Stated exercise → Report how many lines include the word "styles", and nothing besides that number.

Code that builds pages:
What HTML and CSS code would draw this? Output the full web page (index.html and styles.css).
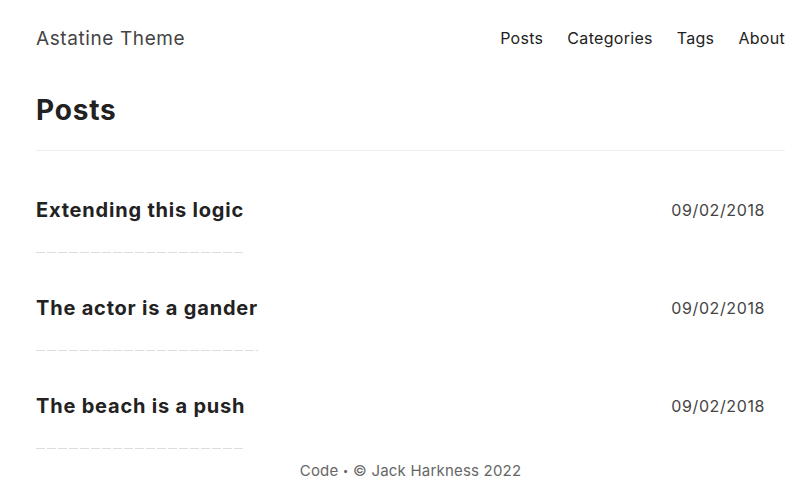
FILE: index.html
```html
<!DOCTYPE html>
<html>
<head>
<meta charset="utf-8">
<link rel="stylesheet" href="styles.css">
</head>
<body>
<div class="page">
  <header class="site-header">
    <a class="brand" href="#">Astatine Theme</a>
    <nav class="nav">
      <a href="#">Posts</a>
      <a href="#">Categories</a>
      <a href="#">Tags</a>
      <a href="#">About</a>
    </nav>
  </header>
  <main>
    <h1 class="page-title">Posts</h1>
    <ul class="post-list">
      <li class="post">
        <div class="post-main"><a class="post-title" href="#">Extending this logic</a></div>
        <span class="post-date">09/02/2018</span>
      </li>
      <li class="post">
        <div class="post-main"><a class="post-title" href="#">The actor is a gander</a></div>
        <span class="post-date">09/02/2018</span>
      </li>
      <li class="post">
        <div class="post-main"><a class="post-title" href="#">The beach is a push</a></div>
        <span class="post-date">09/02/2018</span>
      </li>
    </ul>
  </main>
  <footer class="site-footer"><a href="#">Code</a> <span class="dot">•</span> © Jack Harkness 2022</footer>
</div>
</body>
</html>
```

FILE: styles.css
```css
* { box-sizing: border-box; }
html, body { margin: 0; padding: 0; background: #fff; }
body {
  font-family: Inter, "Noto Sans", sans-serif;
  color: #222;
}
a { text-decoration: none; color: inherit; }
.page {
  padding: 0 22px 0 36px;
}
.site-header {
  height: 76px;
  display: flex;
  align-items: center;
  justify-content: space-between;
}
.brand {
  font-size: 19px;
  color: #444;
  letter-spacing: 0.6px;
}
.nav {
  display: flex;
  gap: 24px;
  font-size: 16px;
  letter-spacing: 0.3px;
  color: #222;
}
.page-title {
  margin: 0;
  padding: 16px 0 22px;
  font-size: 28px;
  font-weight: 700;
  line-height: 36px;
  letter-spacing: 0.8px;
  border-bottom: 1px solid #eee;
}
.post-list {
  list-style: none;
  margin: 0;
  padding: 0;
}
.post {
  display: flex;
  justify-content: space-between;
  align-items: flex-start;
  height: 98px;
  padding-top: 45px;
}
.post-main { display: flex; }
.post-title {
  font-size: 20px;
  font-weight: 700;
  line-height: 28px;
  letter-spacing: 0.8px;
  padding-bottom: 29px;
  background-image: repeating-linear-gradient(to right, #ddd 0 9px, transparent 9px 11px);
  background-size: 100% 1px;
  background-position: left bottom;
  background-repeat: no-repeat;
}
.post-date {
  font-size: 16px;
  line-height: 28px;
  letter-spacing: 0.6px;
  color: #444;
  margin-right: 20px;
}
.site-footer {
  text-align: center;
  font-size: 15px;
  color: #666;
  letter-spacing: 0.2px;
  margin-top: 16px;
}
.dot {
  font-size: 10px;
  vertical-align: 2px;
}
```
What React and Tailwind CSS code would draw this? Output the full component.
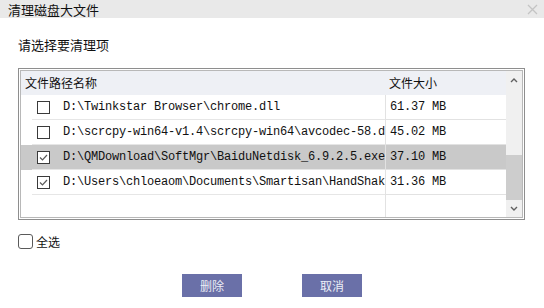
import React from "react";

const rows = [
  { path: "D:\\Twinkstar Browser\\chrome.dll", size: "61.37 MB", checked: false },
  { path: "D:\\scrcpy-win64-v1.4\\scrcpy-win64\\avcodec-58.dll", size: "45.02 MB", checked: false },
  { path: "D:\\QMDownload\\SoftMgr\\BaiduNetdisk_6.9.2.5.exe", size: "37.10 MB", checked: true, selected: true },
  { path: "D:\\Users\\chloeaom\\Documents\\Smartisan\\HandShaker.exe", size: "31.36 MB", checked: true },
];

const cjk = "font-['Noto_Sans_CJK_SC',_'Noto_Sans',_sans-serif]";
const mono = "font-['Liberation_Mono',_'Noto_Sans_CJK_SC',_monospace]";

const RowCheck = ({ checked }) => (
  <div className="w-[13px] h-[13px] border border-[#3a3a3a] bg-white flex items-center justify-center shrink-0">
    {checked && (
      <svg width="11" height="11" viewBox="0 0 11 11">
        <polyline points="2,5.5 4.5,8 9,3" fill="none" stroke="#5a5a5a" strokeWidth="1.2" />
      </svg>
    )}
  </div>
);

const Chevron = ({ up }) => (
  <svg width="8" height="6" viewBox="0 0 8 6">
    <polyline
      points={up ? "1,5 4,2 7,5" : "1,1 4,4 7,1"}
      fill="none"
      stroke="#606060"
      strokeWidth="1.4"
    />
  </svg>
);

export default function App() {
  return (
    <div className={`w-[544px] h-[308px] bg-white overflow-hidden text-[#111] ${cjk}`}>
      {/* Title bar */}
      <div className="h-[18px] bg-[#e9e9e9] flex items-center justify-between pl-[8px] pr-[6px]">
        <span className="text-[13px] leading-none">清理磁盘大文件</span>
        <svg width="11" height="11" viewBox="0 0 11 11">
          <path d="M1 1 L10 10 M10 1 L1 10" stroke="#c4c4c4" strokeWidth="1.3" />
        </svg>
      </div>

      <div className="px-[18px]">
        <div className="mt-[19px] text-[13px] leading-[16px]">请选择要清理项</div>

        {/* File table */}
        <div className="mt-[15px] w-[507px] h-[152px] border border-[#8e8e8e] p-[1px]">
          <div className="w-full h-full border border-[#b8b8b8] flex">
            <div className="flex-1 flex flex-col">
              {/* Header */}
              <div className="h-[24px] bg-[#eef0f5] flex items-center text-[12px] shrink-0">
                <div className="w-[364px] pl-[4px]">文件路径名称</div>
                <div className="flex-1 pl-[4px]">文件大小</div>
              </div>

              {rows.map((r) => (
                <div
                  key={r.path}
                  className={`h-[25px] flex shrink-0 ${r.selected ? "bg-[#c9c9c9]" : ""}`}
                >
                  <div className="w-[364px] shrink-0 pl-[11px] h-full">
                    <div className="h-full flex items-center pl-[5px] border-b border-[#e6e6e6]">
                      <RowCheck checked={r.checked} />
                      <span
                        className={`ml-[13px] block flex-1 min-w-0 overflow-hidden whitespace-nowrap ${mono} text-[12px] tracking-[-0.2px]`}
                      >
                        {r.path}
                      </span>
                    </div>
                  </div>
                  <div className="flex-1 flex items-center border-l border-b border-[#e2e2e2] pl-[4px]">
                    <span className={`${mono} text-[12px] tracking-[-0.2px] whitespace-nowrap`}>{r.size}</span>
                  </div>
                </div>
              ))}

              <div className="flex-1 flex">
                <div className="w-[364px]" />
                <div className="flex-1 border-l border-[#e2e2e2]" />
              </div>
            </div>

            {/* Scrollbar */}
            <div className="w-[16px] bg-[#f0f0f0] flex flex-col">
              <div className="h-[17px] flex items-center justify-center">
                <Chevron up />
              </div>
              <div className="flex-1 flex flex-col justify-end">
                <div className="h-[45px] bg-[#cdcdcd]" />
              </div>
              <div className="h-[17px] flex items-center justify-center">
                <Chevron />
              </div>
            </div>
          </div>
        </div>

        {/* Select all */}
        <div className="mt-[14px] flex items-center">
          <div className="w-[15px] h-[15px] border border-[#5a5a5a] rounded-[3px] bg-white" />
          <span className="ml-[3px] text-[12px] leading-none">全选</span>
        </div>
      </div>

      {/* Buttons */}
      <div className="mt-[25px] flex justify-center gap-[60px]">
        <button className="w-[60px] h-[23px] bg-[#6a70a8] text-[#eceef6] text-[12px] leading-none">删除</button>
        <button className="w-[60px] h-[23px] bg-[#6a70a8] text-[#eceef6] text-[12px] leading-none">取消</button>
      </div>
    </div>
  );
}
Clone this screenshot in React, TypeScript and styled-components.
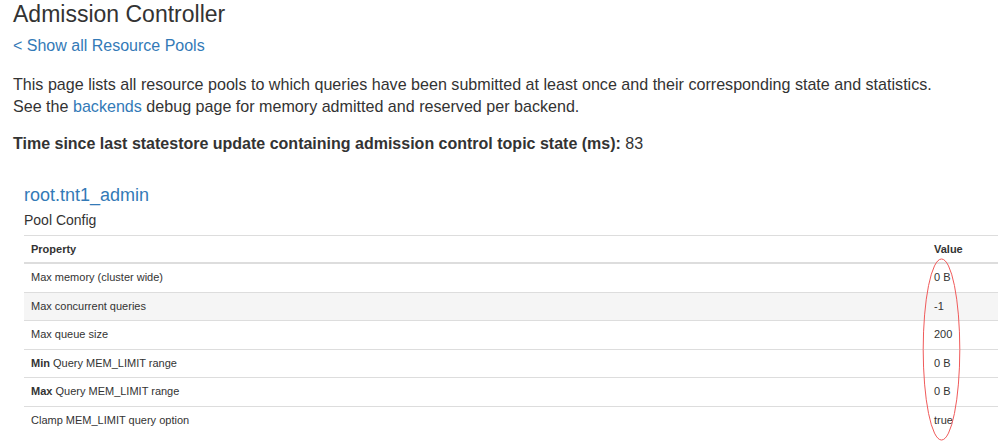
import styled, { createGlobalStyle } from 'styled-components';

const GlobalStyle = createGlobalStyle`
  html, body {
    margin: 0;
    padding: 0;
    background: #fff;
    overflow: hidden;
  }
  body {
    font-family: "Liberation Sans", Arial, sans-serif;
    color: #333;
  }
`;

const Page = styled.div`
  position: relative;
  width: 998px;
  height: 448px;
  padding: 2px 0 0 13px;
  box-sizing: border-box;
`;

const Title = styled.h2`
  margin: 0;
  font-size: 23px;
  line-height: 25px;
  font-weight: 400;
  color: #333;
`;

const BackLink = styled.a`
  display: block;
  margin-top: 8px;
  font-size: 16px;
  line-height: 22px;
  color: #337ab7;
  text-decoration: none;
`;

const Intro = styled.p`
  margin: 15.6px 0 0;
  font-size: 16.1px;
  line-height: 22.4px;
`;

const Link = styled.a`
  color: #337ab7;
  text-decoration: none;
`;

const StatLine = styled.p`
  margin: 15.2px 0 0;
  font-size: 16px;
  line-height: 22px;
  strong {
    font-weight: 700;
  }
`;

const Pool = styled.section`
  margin: 30.6px 0 0 11px;
`;

const PoolName = styled.h3`
  margin: 0;
  font-size: 18px;
  line-height: 20px;
  font-weight: 400;
  color: #337ab7;
`;

const PoolLabel = styled.h4`
  margin: 4.8px 0 0;
  font-size: 14px;
  line-height: 20px;
  font-weight: 400;
  color: #333;
`;

const Table = styled.table`
  margin-top: 5px;
  width: 974px;
  border-collapse: collapse;
  font-size: 11px;
  line-height: 15.5px;
  color: #333;
`;

const HeadCell = styled.th<{ $narrow?: boolean }>`
  text-align: left;
  font-weight: 700;
  padding: 6.5px 7px 4.5px;
  border-top: 1px solid #ddd;
  border-bottom: 2px solid #ddd;
  width: ${(p) => (p.$narrow ? '57px' : 'auto')};
`;

const Row = styled.tr<{ $shade?: boolean }>`
  background: ${(p) => (p.$shade ? '#f5f5f5' : 'transparent')};
`;

const Cell = styled.td<{ $last?: boolean }>`
  padding: 6px 7px;
  border-bottom: ${(p) => (p.$last ? '0' : '1px solid #ddd')};
  b {
    font-weight: 700;
  }
`;

const Marker = styled.svg`
  position: absolute;
  left: 920px;
  top: 256px;
  pointer-events: none;
`;

const rows: { label: React.ReactNode; value: string }[] = [
  { label: 'Max memory (cluster wide)', value: '0 B' },
  { label: 'Max concurrent queries', value: '-1' },
  { label: 'Max queue size', value: '200' },
  { label: <><b>Min</b> Query MEM_LIMIT range</>, value: '0 B' },
  { label: <><b>Max</b> Query MEM_LIMIT range</>, value: '0 B' },
  { label: 'Clamp MEM_LIMIT query option', value: 'true' },
];

const App = () => {
  return (
    <Page>
      <GlobalStyle />
      <Title>Admission Controller</Title>
      <BackLink href="#">&lt; Show all Resource Pools</BackLink>
      <Intro>
        This page lists all resource pools to which queries have been submitted at least once and their corresponding state and statistics.
        <br />
        See the <Link href="#">backends</Link> debug page for memory admitted and reserved per backend.
      </Intro>
      <StatLine>
        <strong>Time since last statestore update containing admission control topic state (ms):</strong> 83
      </StatLine>
      <Pool>
        <PoolName>root.tnt1_admin</PoolName>
        <PoolLabel>Pool Config</PoolLabel>
        <Table>
          <thead>
            <tr>
              <HeadCell>Property</HeadCell>
              <HeadCell $narrow>Value</HeadCell>
            </tr>
          </thead>
          <tbody>
            {rows.map((r, i) => {
              const last = i === rows.length - 1;
              return (
                <Row key={i} $shade={i === 1}>
                  <Cell $last={last}>{r.label}</Cell>
                  <Cell $last={last}>{r.value}</Cell>
                </Row>
              );
            })}
          </tbody>
        </Table>
      </Pool>
      <Marker width="44" height="190" viewBox="0 0 44 190">
        <ellipse cx="21.5" cy="93.5" rx="18.3" ry="90.5" fill="none" stroke="#f05a5a" strokeWidth="1" />
      </Marker>
    </Page>
  );
};

export default App;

The answer → 3